Esta semana termino un proyecto que comencé el día uno de mayo y que me ha llevado cabalgando a través de cuatro meses. Decidí componer ... cien canciones en cien días, componerlas y grabarlas, y subirlas a varias plataformas, y hacerle un videíto cuando pudiera. Y un día producirlas mucho con muchos instrumentos y dedicación y otras al vuelo en un hotel sin dormir tocar con una guitarra la canción de marras.
He decidido hacerlo por nada.
Para nada.
Para nadie.
Miento, para mí.
Me pregunta la gente desde hace unas semanas: «¿Qué vas a hacer con esas canciones?».

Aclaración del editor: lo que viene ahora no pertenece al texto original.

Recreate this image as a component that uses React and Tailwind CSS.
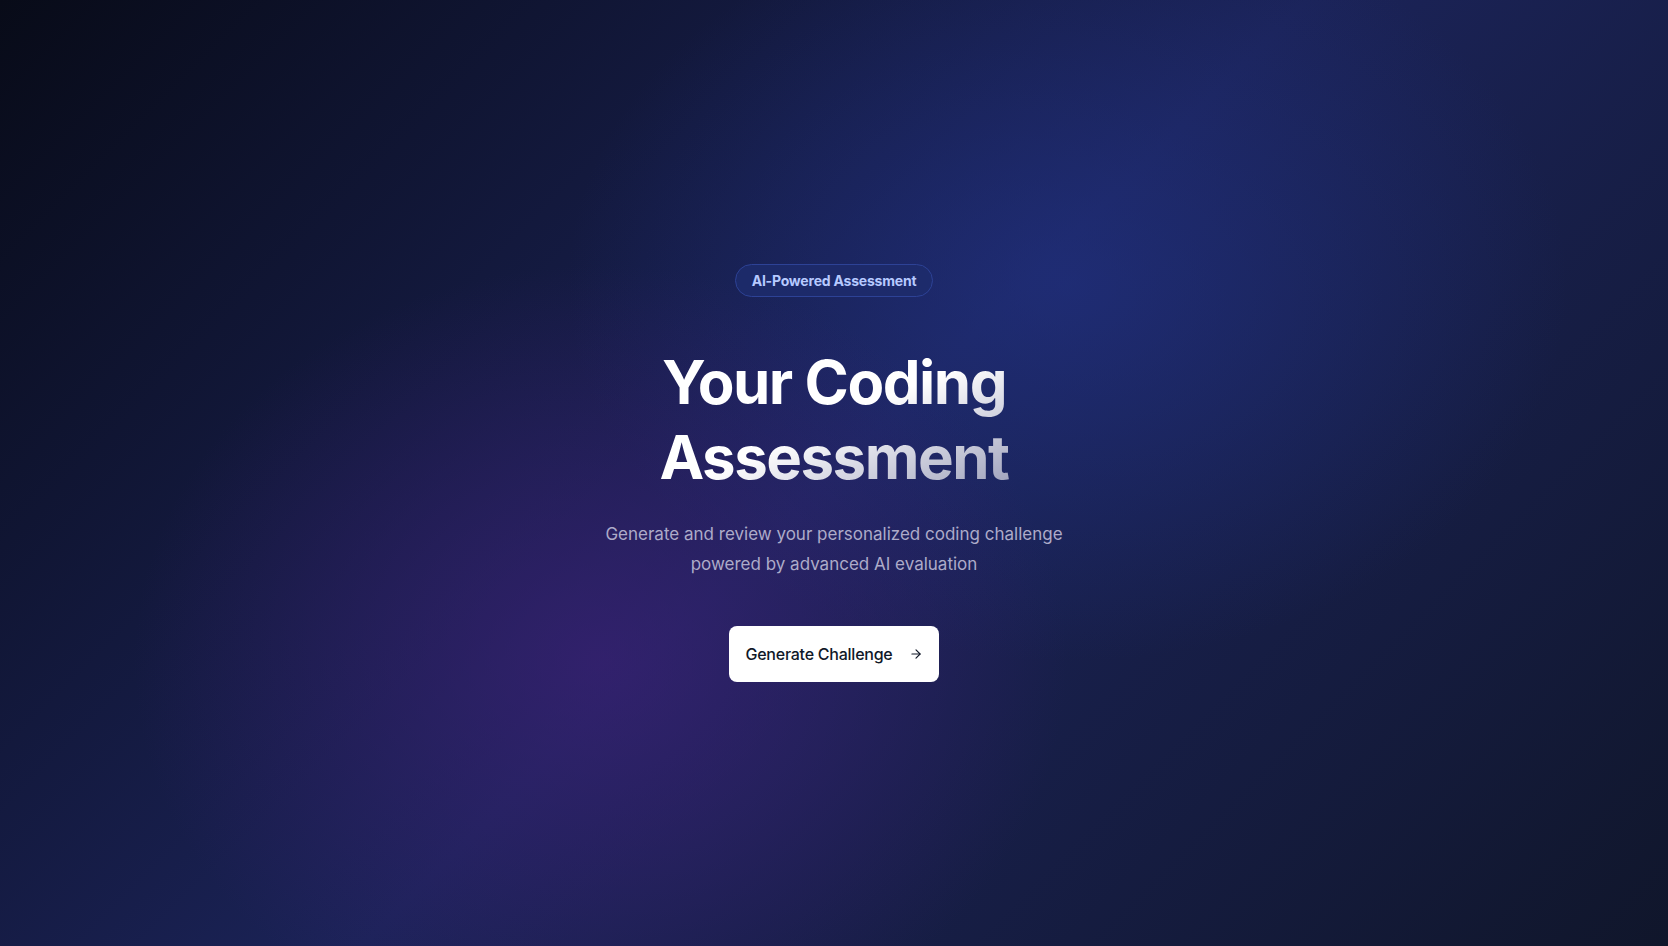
import React from "react";
import { ArrowRight } from "lucide-react";

export default function App() {
  return (
    <div
      className="relative min-h-screen w-full overflow-hidden bg-[linear-gradient(135deg,#080b18_0%,#1b2358_50%,#10162b_100%)]"
      style={{ fontFamily: "Inter, 'Noto Sans', sans-serif" }}
    >
      <div className="pointer-events-none absolute inset-0 bg-[radial-gradient(ellipse_30%_40%_at_64%_30%,rgba(34,52,140,0.55),transparent)]" />
      <div className="pointer-events-none absolute inset-0 bg-[radial-gradient(ellipse_28%_42%_at_36%_70%,rgba(62,32,120,0.65),transparent)]" />

      <main className="relative flex min-h-screen flex-col items-center justify-center px-6 text-center">
        <span className="mb-12 inline-flex items-center rounded-full border border-[#2d4296] bg-[#1d2c6c]/85 px-4 py-[5.5px] text-sm font-bold tracking-[-0.015em] text-[#b6c9ff]">
          AI-Powered Assessment
        </span>

        <h1 className="mb-6 bg-gradient-to-br from-white via-white to-[#9a9db8] bg-clip-text text-6xl font-bold leading-tight tracking-tight text-transparent">
          Your Coding
          <br />
          Assessment
        </h1>

        <p className="mb-[47px] max-w-[480px] text-[17px] leading-[30px] text-[#adabc9]">
          Generate and review your personalized coding challenge powered by advanced AI evaluation
        </p>

        <button className="inline-flex items-center gap-4 rounded-lg bg-white px-4 py-4 text-base font-medium tracking-[-0.015em] text-gray-900">
          Generate Challenge
          <ArrowRight className="h-3.5 w-3.5" strokeWidth={2} />
        </button>
      </main>
    </div>
  );
}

Esperan un compiladito, una recopilación, una selección gourmet de las mejores obras. Yo las voy a borrar. Las voy a tirar a la basura del recuerdo como tantas otras cosas que no necesitan marco ni dosel ni pan de oro que las recubra, ni cita que las rememore ni cartela al pie que explique su motivación, repercusión y significado.
Son cien canciones que han venido y que se van. Nada más.
No es un movimiento revolucionario, ni zen, ni aquello de «suelta para ser feliz».
Dejo ir porque me parece lo justo. Porque estoy harto de sacarle los números a las cosas. Las repercusiones a los actos. Los 'likes' a las fotos. Los comentarios a los reels.
Como decía mi profesor de EGB, que os zurzan.
Yo haré mil después de estas cien y encontraré nuevas maneras de no darles importancia. Porque la importancia de las canciones está en mí.
Sí, vivimos una época agonizante y egoísta. Pero este egoísmo es solo mío. No es una cartulina gigante que soporte con los brazos estirados sobre mi cabeza y que mendigue cariño y palmaditas en la espalda.
Es una creación que sale de mi cabeza y mi corazón, que se canta al viento y que el viento se lleva.
Tan solo cien canciones. Sin más. Un espacio para cantar, y dejar que la vida pase.